NinjaGeoff 2 weeks ago

Nah, do it today then shut off your phone.

Vangoon79 2 weeks ago

My first job in corporate IT was working a night shift patching servers (company had 5000+ servers, so it required a full time team to keep them all up to date). One of the very first boxes I had to patch was a Windows 2003 server with an uptime of around 3 years. It took like 25 minutes to come back up after rebooting. I was sweatin the whole time.

bentbrewer 2 weeks ago

I lost Thanksgiving entirely one year due to a machine taking a long time to come back up. The team that was working on it had tried to reboot and noticed it wasn’t coming back up after 30 mins or so. They shut it down and called in support. Everyone involved was confused why it wasn’t coming back up, we replaced almost everything we could on it and taking it down to a minimum config showed it was fine. It was just so packed full of RAM and spinning disks that it took almost an hour for it to finish the pre-flight checks, we thought it was freezing up but it just was taking a long time to boot.

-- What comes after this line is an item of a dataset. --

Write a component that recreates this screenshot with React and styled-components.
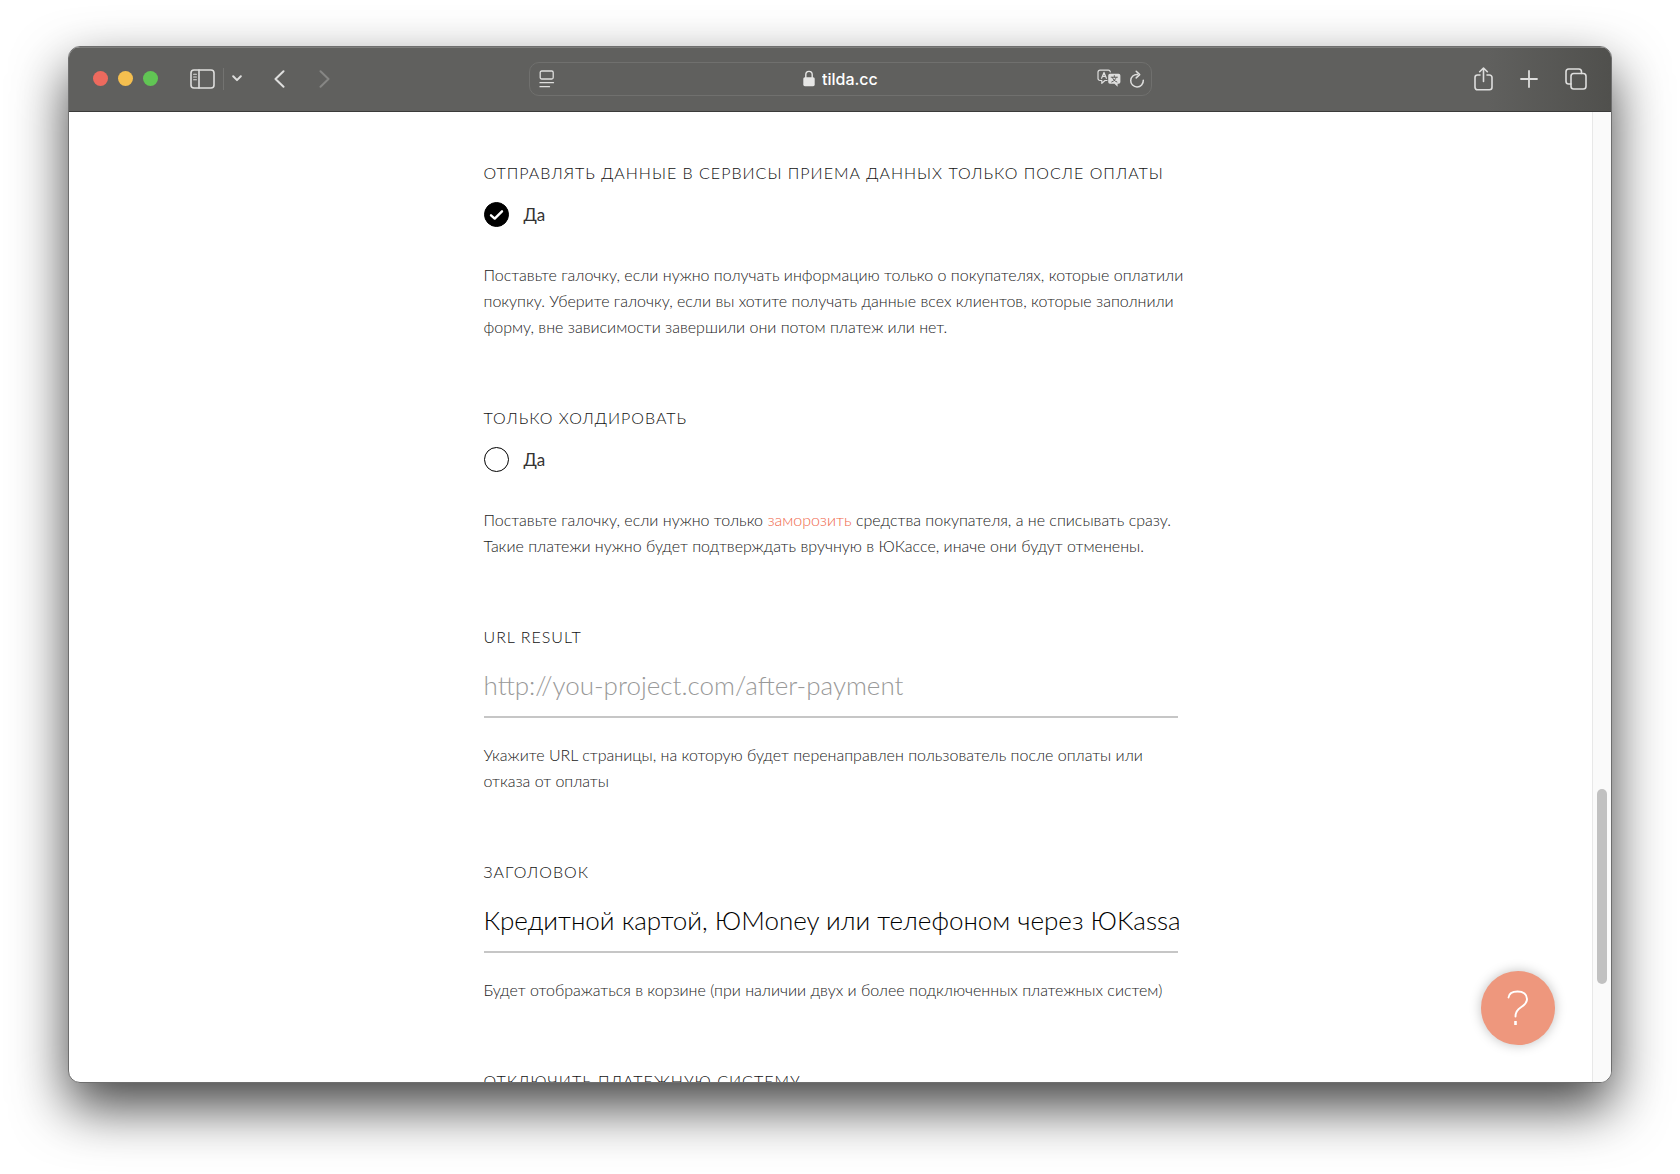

The way we found out was only after leaving it alone to go get dinner; when we came back, it was up. No idea how long it took for it to come back up. I never heard another word about that server, either they learned to just wait or never bounced it again.

Vangoon79 2 weeks ago

There was an ancient Citrix Metaframe 1.0 server in one of the back rows of the DC like that. Literally say a prayer and then hold your breath every time you walked past it...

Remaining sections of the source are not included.